Someone upthread made a comment to the effect of "why is the proposed PRISM unit only 300MWe?"

The clue is in the "M" in PRISM, which stands for "Modular" or "Module". It's part of a family of designs that are collectively called "Small Modular Reactors" or SMRs.

The concept of an SMR is basically that the more construction/assembly work can be undertaken in a factory environment, as opposed on in situ, the better. The overall concept of an SMR would have the major components factory built and tested, assembled into a small number (maybe 10-20) portable assemblies then shipped to site.

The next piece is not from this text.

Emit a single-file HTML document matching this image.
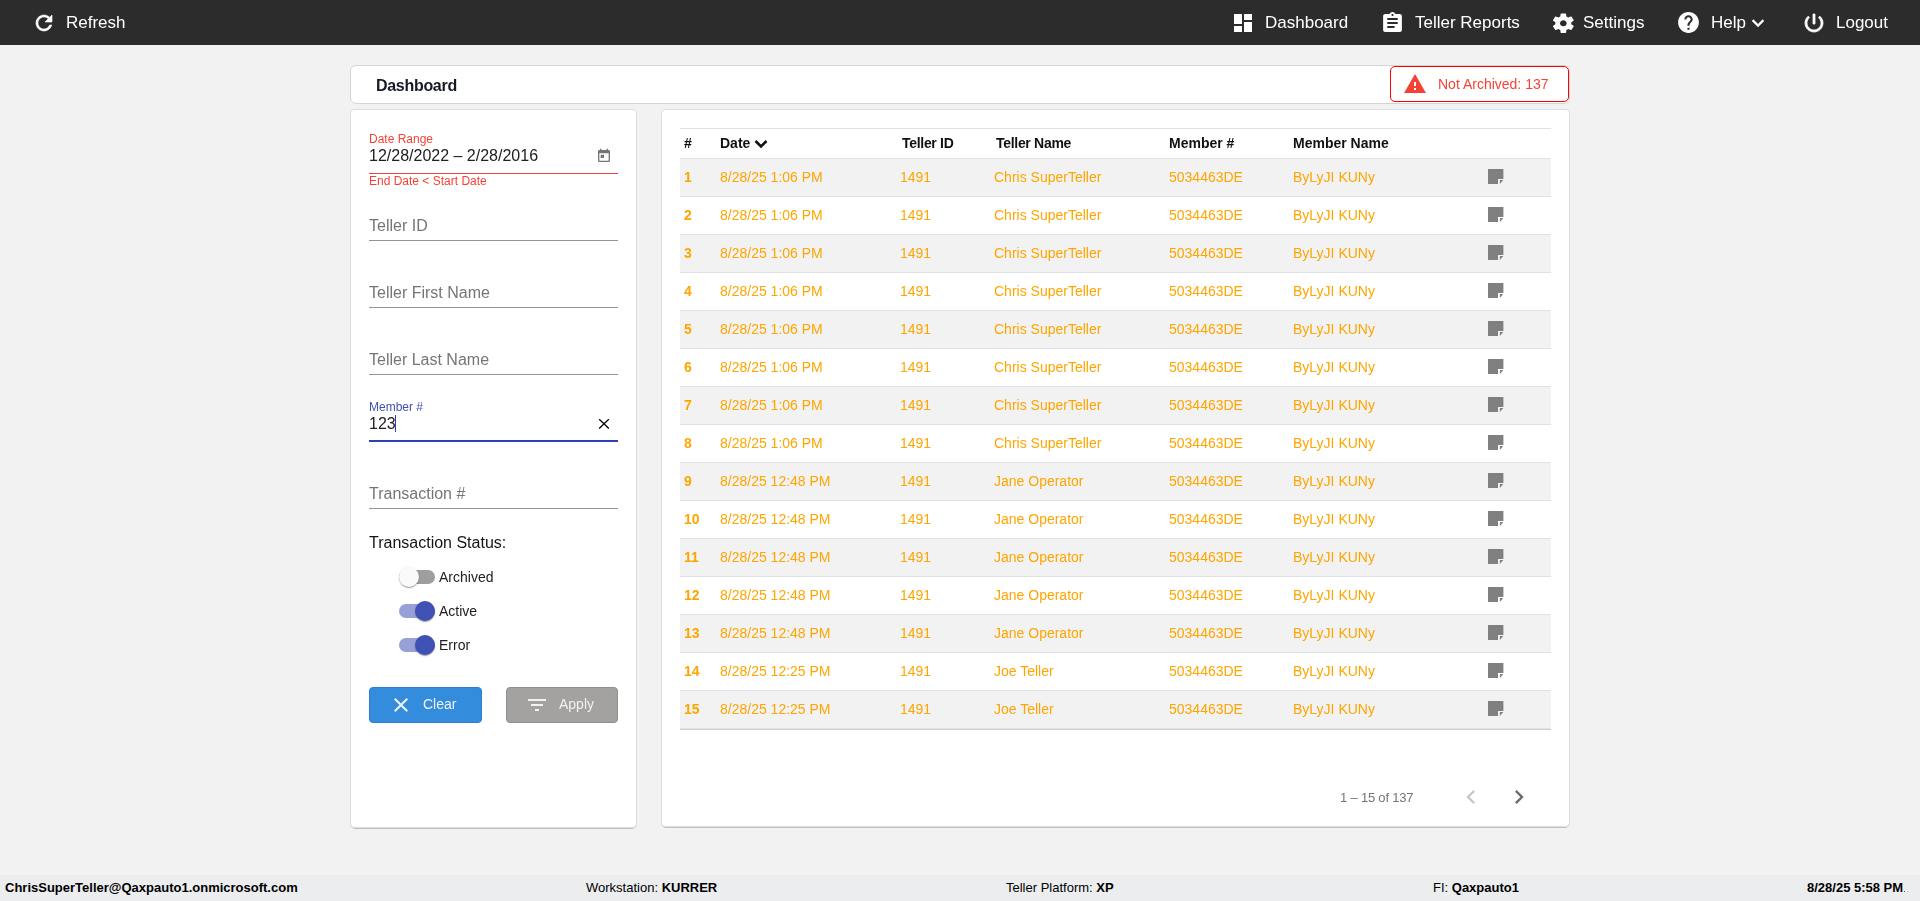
<!DOCTYPE html>
<html>
<head>
<meta charset="utf-8">
<style>
html,body{margin:0;padding:0;width:1920px;height:901px;overflow:hidden;background:#f2f2f2;font-family:"Liberation Sans",sans-serif;}
.a{position:absolute;}
.t{position:absolute;white-space:nowrap;line-height:1;}
svg{position:absolute;display:block;}
#nav{left:0;top:0;width:1920px;height:45px;background:#2c2c2c;}
.nt{font-size:17px;color:#fff;top:14px;}
.card{position:absolute;background:#fff;border-radius:4px;box-shadow:0 0 0 1px rgba(0,0,0,.085);}
.ph{font-size:16px;color:#757575;}
.ul{position:absolute;left:369px;width:249px;height:1px;background:#949494;}
.row{position:absolute;left:680px;width:871px;height:37px;border-bottom:1px solid #dee2e6;}
.odd{background:#f2f2f2;}
.c{position:absolute;white-space:nowrap;line-height:1;font-size:14px;color:#ffa500;}
.h{position:absolute;white-space:nowrap;line-height:1;font-size:14px;color:#111;font-weight:bold;top:136px;}
.ft{position:absolute;white-space:nowrap;line-height:1;font-size:13px;color:#000;top:881px;}
</style>
</head>
<body>
<div id="main" style="position:absolute;left:0;top:0;width:1920px;height:901px;will-change:transform">
<!-- NAV -->
<div id="nav" class="a">
  <svg style="left:32px;top:11px" width="24" height="24" viewBox="0 0 24 24"><path fill="#fff" stroke="#fff" stroke-width="0.6" d="M17.65 6.35C16.2 4.9 14.21 4 12 4c-4.42 0-7.99 3.58-7.99 8s3.57 8 7.99 8c3.73 0 6.84-2.55 7.73-6h-2.08c-.82 2.33-3.04 4-5.65 4-3.31 0-6-2.69-6-6s2.69-6 6-6c1.66 0 3.14.69 4.22 1.78L13 11h7V4l-2.35 2.35z"/></svg>
  <div class="t nt" style="left:66px">Refresh</div>

  <svg style="left:1231px;top:11px" width="24" height="24" viewBox="0 0 24 24"><path fill="#fff" d="M3 13h8V3H3v10zm0 8h8v-6H3v6zm10 0h8V11h-8v10zm0-18v6h8V3h-8z"/></svg>
  <div class="t nt" style="left:1265px">Dashboard</div>

  <svg style="left:1380.3px;top:11px" width="25" height="24" viewBox="0 0 24 24" preserveAspectRatio="none"><path fill="#fff" d="M19 3h-4.18C14.4 1.84 13.3 1 12 1c-1.3 0-2.4.84-2.82 2H5c-1.1 0-2 .9-2 2v14c0 1.1.9 2 2 2h14c1.1 0 2-.9 2-2V5c0-1.1-.9-2-2-2zm-7 0c.55 0 1 .45 1 1s-.45 1-1 1-1-.45-1-1 .45-1 1-1zm2 14H7v-2h7v2zm3-4H7v-2h10v2zm0-4H7V7h10v2z"/></svg>
  <div class="t nt" style="left:1415px">Teller Reports</div>

  <svg style="left:1550.2px;top:10.7px" width="26.7" height="24.5" viewBox="0 0 24 24" preserveAspectRatio="none"><path fill="#fff" d="M19.14 12.94c.04-.3.06-.61.06-.94 0-.32-.02-.64-.07-.94l2.03-1.58c.18-.14.23-.41.12-.61l-1.92-3.32c-.12-.22-.37-.29-.59-.22l-2.39.96c-.5-.38-1.03-.7-1.62-.94l-.36-2.54c-.04-.24-.24-.41-.48-.41h-3.84c-.24 0-.43.17-.47.41l-.36 2.54c-.59.24-1.13.57-1.62.94l-2.39-.96c-.22-.08-.47 0-.59.22L2.74 8.87c-.12.21-.08.47.12.61l2.03 1.58c-.05.3-.09.63-.09.94s.02.64.07.94l-2.03 1.58c-.18.14-.23.41-.12.61l1.92 3.32c.12.22.37.29.59.22l2.39-.96c.5.38 1.03.7 1.62.94l.36 2.54c.05.24.24.41.48.41h3.84c.24 0 .44-.17.47-.41l.36-2.54c.59-.24 1.13-.56 1.62-.94l2.39.96c.22.08.47 0 .59-.22l1.92-3.32c.12-.22.07-.47-.12-.61l-2.01-1.58zM12 15c-1.65 0-3-1.35-3-3s1.35-3 3-3 3 1.35 3 3-1.35 3-3 3z"/></svg>
  <div class="t nt" style="left:1583px">Settings</div>

  <svg style="left:1676.4px;top:10.4px" width="25" height="25" viewBox="0 0 24 24"><path fill="#fff" d="M12 2C6.48 2 2 6.48 2 12s4.48 10 10 10 10-4.48 10-10S17.52 2 12 2zm1 17h-2v-2h2v2zm2.07-7.75l-.9.92C13.45 12.9 13 13.5 13 15h-2v-.5c0-1.1.45-2.1 1.17-2.83l1.24-1.26c.37-.36.59-.86.59-1.41 0-1.1-.9-2-2-2s-2 .9-2 2H8c0-2.21 1.79-4 4-4s4 1.79 4 4c0 .88-.36 1.68-.93 2.25z"/></svg>
  <div class="t nt" style="left:1711px">Help</div>
  <svg style="left:1746px;top:11px" width="24" height="24" viewBox="0 0 24 24"><path fill="#fff" stroke="#fff" stroke-width="0.4" d="M16.59 8.59L12 13.17 7.41 8.59 6 10l6 6 6-6z"/></svg>

  <svg style="left:1802px;top:11px" width="24" height="24" viewBox="0 0 24 24"><path fill="#fff" stroke="#fff" stroke-width="0.8" d="M13 3h-2v10h2V3zm4.83 2.17l-1.42 1.42C17.99 7.86 19 9.81 19 12c0 3.87-3.13 7-7 7s-7-3.13-7-7c0-2.19 1.01-4.14 2.58-5.42L6.17 5.17C4.23 6.82 3 9.26 3 12c0 4.97 4.03 9 9 9s9-4.03 9-9c0-2.74-1.23-5.18-3.17-6.83z"/></svg>
  <div class="t nt" style="left:1836px">Logout</div>
</div>

<!-- HEADER CARD -->
<div class="a" style="left:350px;top:65px;width:1218px;height:37px;border:1px solid #d4d4d4;border-radius:6px;background:#fff"></div>
<div class="t" style="left:376px;top:78px;font-size:16px;font-weight:bold;color:#151a24;letter-spacing:-0.3px">Dashboard</div>
<div class="a" style="left:1390px;top:66px;width:177px;height:34px;border:1px solid #ff0000;border-radius:5px;background:#fff;"></div>
<svg style="left:1403px;top:72px" width="24" height="24" viewBox="0 0 24 24"><path fill="#f44336" d="M1 21h22L12 2 1 21zm12-3h-2v-2h2v2zm0-4h-2v-4h2v4z"/></svg>
<div class="t" style="left:1438px;top:77px;font-size:14px;color:#f44336">Not Archived: 137</div>

<!-- LEFT PANEL -->
<div class="a" style="left:350px;top:109px;width:287px;height:720px;border-radius:5px;background:linear-gradient(to bottom,rgba(0,0,0,.085) 719px,rgba(0,0,0,.2) 719px)"></div>
<div class="a" style="left:351px;top:110px;width:285px;height:717px;border-radius:4px;background:#fff"></div>
<div class="t" style="left:369px;top:133px;font-size:12px;color:#f44336">Date Range</div>
<div class="t" style="left:369px;top:148px;font-size:16px;color:#212121">12/28/2022 – 2/28/2016</div>
<svg style="left:596px;top:148px" width="16" height="16" viewBox="0 0 24 24"><path fill="#757575" d="M19 3h-1V1h-2v2H8V1H6v2H5c-1.11 0-1.99.9-1.99 2L3 19c0 1.1.89 2 2 2h14c1.1 0 2-.9 2-2V5c0-1.1-.9-2-2-2zm0 16H5V8h14v11zM7 10h5v5H7z"/></svg>
<div class="ul" style="top:173px;background:#f44336"></div>
<div class="t" style="left:369px;top:175px;font-size:12px;color:#f44336">End Date &lt; Start Date</div>

<div class="t ph" style="left:369px;top:218px">Teller ID</div>
<div class="ul" style="top:240px"></div>
<div class="t ph" style="left:369px;top:285px">Teller First Name</div>
<div class="ul" style="top:307px"></div>
<div class="t ph" style="left:369px;top:352px">Teller Last Name</div>
<div class="ul" style="top:374px"></div>

<div class="t" style="left:369px;top:401px;font-size:12px;color:#3f51b5">Member #</div>
<div class="t" style="left:369px;top:416px;font-size:16px;color:#212121">123</div>
<div class="a" style="left:395px;top:415px;width:1px;height:17px;background:#3040b0"></div>
<svg style="left:596px;top:416px" width="16" height="16" viewBox="0 0 16 16"><path d="M3.2 3.2L12.8 12.4M12.8 3.2L3.2 12.4" stroke="#000" stroke-width="1.35" fill="none"/></svg>
<div class="ul" style="top:440px;height:2px;background:#3040b0"></div>

<div class="t ph" style="left:369px;top:486px">Transaction #</div>
<div class="ul" style="top:508px"></div>

<div class="t" style="left:369px;top:535px;font-size:16px;color:#141414">Transaction Status:</div>

<!-- toggles -->
<div class="a" style="left:399px;top:570px;width:36px;height:14px;border-radius:7px;background:#9e9e9e"></div>
<div class="a" style="left:399px;top:567px;width:20px;height:20px;border-radius:50%;background:#fafafa;box-shadow:0 2px 1px -1px rgba(0,0,0,.2),0 1px 1px 0 rgba(0,0,0,.14),0 1px 3px 0 rgba(0,0,0,.12)"></div>
<div class="t" style="left:439px;top:570px;font-size:14px;color:#212121">Archived</div>

<div class="a" style="left:399px;top:604px;width:36px;height:14px;border-radius:7px;background:#97a1d7"></div>
<div class="a" style="left:415px;top:601px;width:20px;height:20px;border-radius:50%;background:#3f51b5;box-shadow:0 2px 1px -1px rgba(0,0,0,.2),0 1px 1px 0 rgba(0,0,0,.14),0 1px 3px 0 rgba(0,0,0,.12)"></div>
<div class="t" style="left:439px;top:604px;font-size:14px;color:#212121">Active</div>

<div class="a" style="left:399px;top:638px;width:36px;height:14px;border-radius:7px;background:#97a1d7"></div>
<div class="a" style="left:415px;top:635px;width:20px;height:20px;border-radius:50%;background:#3f51b5;box-shadow:0 2px 1px -1px rgba(0,0,0,.2),0 1px 1px 0 rgba(0,0,0,.14),0 1px 3px 0 rgba(0,0,0,.12)"></div>
<div class="t" style="left:439px;top:638px;font-size:14px;color:#212121">Error</div>

<!-- buttons -->
<div class="a" style="left:369px;top:687px;width:111px;height:34px;border:1px solid #2a7fcf;border-radius:4px;background:#338ddc"></div>
<svg style="left:389px;top:693px" width="24" height="24" viewBox="0 0 24 24"><path fill="#f2f2f2" d="M19 6.41L17.59 5 12 10.59 6.41 5 5 6.41 10.59 12 5 17.59 6.41 19 12 13.41 17.59 19 19 17.59 13.41 12z"/></svg>
<div class="t" style="left:423px;top:697px;font-size:14px;color:#f2f2f2">Clear</div>

<div class="a" style="left:506px;top:687px;width:110px;height:34px;border:1px solid #8f8f8f;border-radius:4px;background:#a3a2a0"></div>
<svg style="left:525px;top:693px" width="24" height="24" viewBox="0 0 24 24"><path fill="#f2f2f2" d="M10 18h4v-2h-4v2zM3 6v2h18V6H3zm3 7h12v-2H6v2z"/></svg>
<div class="t" style="left:559px;top:697px;font-size:14px;color:#f2f2f2">Apply</div>

<!-- RIGHT PANEL -->
<div class="a" style="left:661px;top:109px;width:909px;height:719px;border-radius:5px;background:linear-gradient(to bottom,rgba(0,0,0,.085) 718px,rgba(0,0,0,.2) 718px)"></div>
<div class="a" style="left:662px;top:110px;width:907px;height:716px;border-radius:4px;background:#fff"></div>
<div class="a" style="left:680px;top:128px;width:871px;height:1px;background:#dee2e6"></div>
<div class="a" style="left:680px;top:158px;width:871px;height:1px;background:#dee2e6"></div>
<div class="h" style="left:684px">#</div>
<div class="h" style="left:720px">Date</div>
<svg style="left:754px;top:139px" width="14" height="10" viewBox="0 0 14 10"><polyline points="1.5,2 7,7.5 12.5,2" fill="none" stroke="#111" stroke-width="2.6"/></svg>
<div class="h" style="left:902px;letter-spacing:-0.3px">Teller ID</div>
<div class="h" style="left:996px;letter-spacing:-0.3px">Teller Name</div>
<div class="h" style="left:1169px">Member #</div>
<div class="h" style="left:1293px">Member Name</div>

<div id="rows">
<div class="row odd" style="top:159px"><div class="c" style="left:4px;top:11px;font-weight:bold">1</div><div class="c" style="left:40px;top:11px">8/28/25 1:06 PM</div><div class="c" style="left:220px;top:11px">1491</div><div class="c" style="left:314px;top:11px">Chris SuperTeller</div><div class="c" style="left:489px;top:11px">5034463DE</div><div class="c" style="left:613px;top:11px">ByLyJI KUNy</div><svg style="left:808px;top:10px" width="16" height="16" viewBox="0 0 16 16"><path fill="#808080" d="M0 0H15.4V10H10V15H0Z"/><path fill="#808080" d="M11.9 11.1H15.3L11.9 15Z"/></svg></div>
<div class="row" style="top:197px"><div class="c" style="left:4px;top:11px;font-weight:bold">2</div><div class="c" style="left:40px;top:11px">8/28/25 1:06 PM</div><div class="c" style="left:220px;top:11px">1491</div><div class="c" style="left:314px;top:11px">Chris SuperTeller</div><div class="c" style="left:489px;top:11px">5034463DE</div><div class="c" style="left:613px;top:11px">ByLyJI KUNy</div><svg style="left:808px;top:10px" width="16" height="16" viewBox="0 0 16 16"><path fill="#808080" d="M0 0H15.4V10H10V15H0Z"/><path fill="#808080" d="M11.9 11.1H15.3L11.9 15Z"/></svg></div>
<div class="row odd" style="top:235px"><div class="c" style="left:4px;top:11px;font-weight:bold">3</div><div class="c" style="left:40px;top:11px">8/28/25 1:06 PM</div><div class="c" style="left:220px;top:11px">1491</div><div class="c" style="left:314px;top:11px">Chris SuperTeller</div><div class="c" style="left:489px;top:11px">5034463DE</div><div class="c" style="left:613px;top:11px">ByLyJI KUNy</div><svg style="left:808px;top:10px" width="16" height="16" viewBox="0 0 16 16"><path fill="#808080" d="M0 0H15.4V10H10V15H0Z"/><path fill="#808080" d="M11.9 11.1H15.3L11.9 15Z"/></svg></div>
<div class="row" style="top:273px"><div class="c" style="left:4px;top:11px;font-weight:bold">4</div><div class="c" style="left:40px;top:11px">8/28/25 1:06 PM</div><div class="c" style="left:220px;top:11px">1491</div><div class="c" style="left:314px;top:11px">Chris SuperTeller</div><div class="c" style="left:489px;top:11px">5034463DE</div><div class="c" style="left:613px;top:11px">ByLyJI KUNy</div><svg style="left:808px;top:10px" width="16" height="16" viewBox="0 0 16 16"><path fill="#808080" d="M0 0H15.4V10H10V15H0Z"/><path fill="#808080" d="M11.9 11.1H15.3L11.9 15Z"/></svg></div>
<div class="row odd" style="top:311px"><div class="c" style="left:4px;top:11px;font-weight:bold">5</div><div class="c" style="left:40px;top:11px">8/28/25 1:06 PM</div><div class="c" style="left:220px;top:11px">1491</div><div class="c" style="left:314px;top:11px">Chris SuperTeller</div><div class="c" style="left:489px;top:11px">5034463DE</div><div class="c" style="left:613px;top:11px">ByLyJI KUNy</div><svg style="left:808px;top:10px" width="16" height="16" viewBox="0 0 16 16"><path fill="#808080" d="M0 0H15.4V10H10V15H0Z"/><path fill="#808080" d="M11.9 11.1H15.3L11.9 15Z"/></svg></div>
<div class="row" style="top:349px"><div class="c" style="left:4px;top:11px;font-weight:bold">6</div><div class="c" style="left:40px;top:11px">8/28/25 1:06 PM</div><div class="c" style="left:220px;top:11px">1491</div><div class="c" style="left:314px;top:11px">Chris SuperTeller</div><div class="c" style="left:489px;top:11px">5034463DE</div><div class="c" style="left:613px;top:11px">ByLyJI KUNy</div><svg style="left:808px;top:10px" width="16" height="16" viewBox="0 0 16 16"><path fill="#808080" d="M0 0H15.4V10H10V15H0Z"/><path fill="#808080" d="M11.9 11.1H15.3L11.9 15Z"/></svg></div>
<div class="row odd" style="top:387px"><div class="c" style="left:4px;top:11px;font-weight:bold">7</div><div class="c" style="left:40px;top:11px">8/28/25 1:06 PM</div><div class="c" style="left:220px;top:11px">1491</div><div class="c" style="left:314px;top:11px">Chris SuperTeller</div><div class="c" style="left:489px;top:11px">5034463DE</div><div class="c" style="left:613px;top:11px">ByLyJI KUNy</div><svg style="left:808px;top:10px" width="16" height="16" viewBox="0 0 16 16"><path fill="#808080" d="M0 0H15.4V10H10V15H0Z"/><path fill="#808080" d="M11.9 11.1H15.3L11.9 15Z"/></svg></div>
<div class="row" style="top:425px"><div class="c" style="left:4px;top:11px;font-weight:bold">8</div><div class="c" style="left:40px;top:11px">8/28/25 1:06 PM</div><div class="c" style="left:220px;top:11px">1491</div><div class="c" style="left:314px;top:11px">Chris SuperTeller</div><div class="c" style="left:489px;top:11px">5034463DE</div><div class="c" style="left:613px;top:11px">ByLyJI KUNy</div><svg style="left:808px;top:10px" width="16" height="16" viewBox="0 0 16 16"><path fill="#808080" d="M0 0H15.4V10H10V15H0Z"/><path fill="#808080" d="M11.9 11.1H15.3L11.9 15Z"/></svg></div>
<div class="row odd" style="top:463px"><div class="c" style="left:4px;top:11px;font-weight:bold">9</div><div class="c" style="left:40px;top:11px">8/28/25 12:48 PM</div><div class="c" style="left:220px;top:11px">1491</div><div class="c" style="left:314px;top:11px">Jane Operator</div><div class="c" style="left:489px;top:11px">5034463DE</div><div class="c" style="left:613px;top:11px">ByLyJI KUNy</div><svg style="left:808px;top:10px" width="16" height="16" viewBox="0 0 16 16"><path fill="#808080" d="M0 0H15.4V10H10V15H0Z"/><path fill="#808080" d="M11.9 11.1H15.3L11.9 15Z"/></svg></div>
<div class="row" style="top:501px"><div class="c" style="left:4px;top:11px;font-weight:bold">10</div><div class="c" style="left:40px;top:11px">8/28/25 12:48 PM</div><div class="c" style="left:220px;top:11px">1491</div><div class="c" style="left:314px;top:11px">Jane Operator</div><div class="c" style="left:489px;top:11px">5034463DE</div><div class="c" style="left:613px;top:11px">ByLyJI KUNy</div><svg style="left:808px;top:10px" width="16" height="16" viewBox="0 0 16 16"><path fill="#808080" d="M0 0H15.4V10H10V15H0Z"/><path fill="#808080" d="M11.9 11.1H15.3L11.9 15Z"/></svg></div>
<div class="row odd" style="top:539px"><div class="c" style="left:4px;top:11px;font-weight:bold">11</div><div class="c" style="left:40px;top:11px">8/28/25 12:48 PM</div><div class="c" style="left:220px;top:11px">1491</div><div class="c" style="left:314px;top:11px">Jane Operator</div><div class="c" style="left:489px;top:11px">5034463DE</div><div class="c" style="left:613px;top:11px">ByLyJI KUNy</div><svg style="left:808px;top:10px" width="16" height="16" viewBox="0 0 16 16"><path fill="#808080" d="M0 0H15.4V10H10V15H0Z"/><path fill="#808080" d="M11.9 11.1H15.3L11.9 15Z"/></svg></div>
<div class="row" style="top:577px"><div class="c" style="left:4px;top:11px;font-weight:bold">12</div><div class="c" style="left:40px;top:11px">8/28/25 12:48 PM</div><div class="c" style="left:220px;top:11px">1491</div><div class="c" style="left:314px;top:11px">Jane Operator</div><div class="c" style="left:489px;top:11px">5034463DE</div><div class="c" style="left:613px;top:11px">ByLyJI KUNy</div><svg style="left:808px;top:10px" width="16" height="16" viewBox="0 0 16 16"><path fill="#808080" d="M0 0H15.4V10H10V15H0Z"/><path fill="#808080" d="M11.9 11.1H15.3L11.9 15Z"/></svg></div>
<div class="row odd" style="top:615px"><div class="c" style="left:4px;top:11px;font-weight:bold">13</div><div class="c" style="left:40px;top:11px">8/28/25 12:48 PM</div><div class="c" style="left:220px;top:11px">1491</div><div class="c" style="left:314px;top:11px">Jane Operator</div><div class="c" style="left:489px;top:11px">5034463DE</div><div class="c" style="left:613px;top:11px">ByLyJI KUNy</div><svg style="left:808px;top:10px" width="16" height="16" viewBox="0 0 16 16"><path fill="#808080" d="M0 0H15.4V10H10V15H0Z"/><path fill="#808080" d="M11.9 11.1H15.3L11.9 15Z"/></svg></div>
<div class="row" style="top:653px"><div class="c" style="left:4px;top:11px;font-weight:bold">14</div><div class="c" style="left:40px;top:11px">8/28/25 12:25 PM</div><div class="c" style="left:220px;top:11px">1491</div><div class="c" style="left:314px;top:11px">Joe Teller</div><div class="c" style="left:489px;top:11px">5034463DE</div><div class="c" style="left:613px;top:11px">ByLyJI KUNy</div><svg style="left:808px;top:10px" width="16" height="16" viewBox="0 0 16 16"><path fill="#808080" d="M0 0H15.4V10H10V15H0Z"/><path fill="#808080" d="M11.9 11.1H15.3L11.9 15Z"/></svg></div>
<div class="row odd" style="top:691px"><div class="c" style="left:4px;top:11px;font-weight:bold">15</div><div class="c" style="left:40px;top:11px">8/28/25 12:25 PM</div><div class="c" style="left:220px;top:11px">1491</div><div class="c" style="left:314px;top:11px">Joe Teller</div><div class="c" style="left:489px;top:11px">5034463DE</div><div class="c" style="left:613px;top:11px">ByLyJI KUNy</div><svg style="left:808px;top:10px" width="16" height="16" viewBox="0 0 16 16"><path fill="#808080" d="M0 0H15.4V10H10V15H0Z"/><path fill="#808080" d="M11.9 11.1H15.3L11.9 15Z"/></svg></div>
</div>

<!-- pagination -->
<div class="t" style="left:1340px;top:791px;font-size:13px;color:#757575;letter-spacing:-0.2px">1 – 15 of 137</div>
<div class="a" style="left:680px;top:729px;width:871px;height:1px;background:#cfcfcf"></div>
<svg style="left:1457px;top:783px" width="28" height="28" viewBox="0 0 24 24"><path fill="#c8c8c8" d="M15.41 7.41L14 6l-6 6 6 6 1.41-1.41L10.83 12z"/></svg>
<svg style="left:1505px;top:783px" width="28" height="28" viewBox="0 0 24 24"><path fill="#6b6b6b" d="M10 6L8.59 7.41 13.17 12l-4.58 4.59L10 18l6-6z"/></svg>

</div>
<!-- FOOTER -->
<div class="a" style="left:0;top:875px;width:1920px;height:26px;background:#ecedef"></div>
<div class="ft" style="left:5px;font-weight:bold">ChrisSuperTeller@Qaxpauto1.onmicrosoft.com</div>
<div class="ft" style="left:586px">Workstation: <b>KURRER</b></div>
<div class="ft" style="left:1006px">Teller Platform: <b>XP</b></div>
<div class="ft" style="left:1433px">FI: <b>Qaxpauto1</b></div>
<div class="ft" style="left:1807px;font-weight:bold">8/28/25 5:58 PM</div>
<div class="a" style="left:1904px;top:891px;width:1px;height:1px;background:#555"></div>
<div class="a" style="left:1907px;top:891px;width:1px;height:1px;background:#bbb"></div>
</body>
</html>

So, PRISM is designed that the main components - the reactor "vessel" (yes, I know it's a pool type, but I'm not sure waht else you'd call the main component holding the reactor internals)..., steam generators/heat exchangers and so on are rail or barge-portable.

On the downside, it obviously imposes size limits on the components, and hence indirectly on total reactor power. Hence the relatively small size of the PRISM unit (pretty much all the SMRs on the drawing boards are <300MW).

It's certainly a viable concept - I've got experience of on-site QA in plants with utterly different construction concepts, the UK's AGRs. That wasn't fun.

Will the economics work? The Jury's obviously out. Designs like the ESBWR are still very largely factory/modular built but are very much larger, and weill benefit from ecnomies of scale.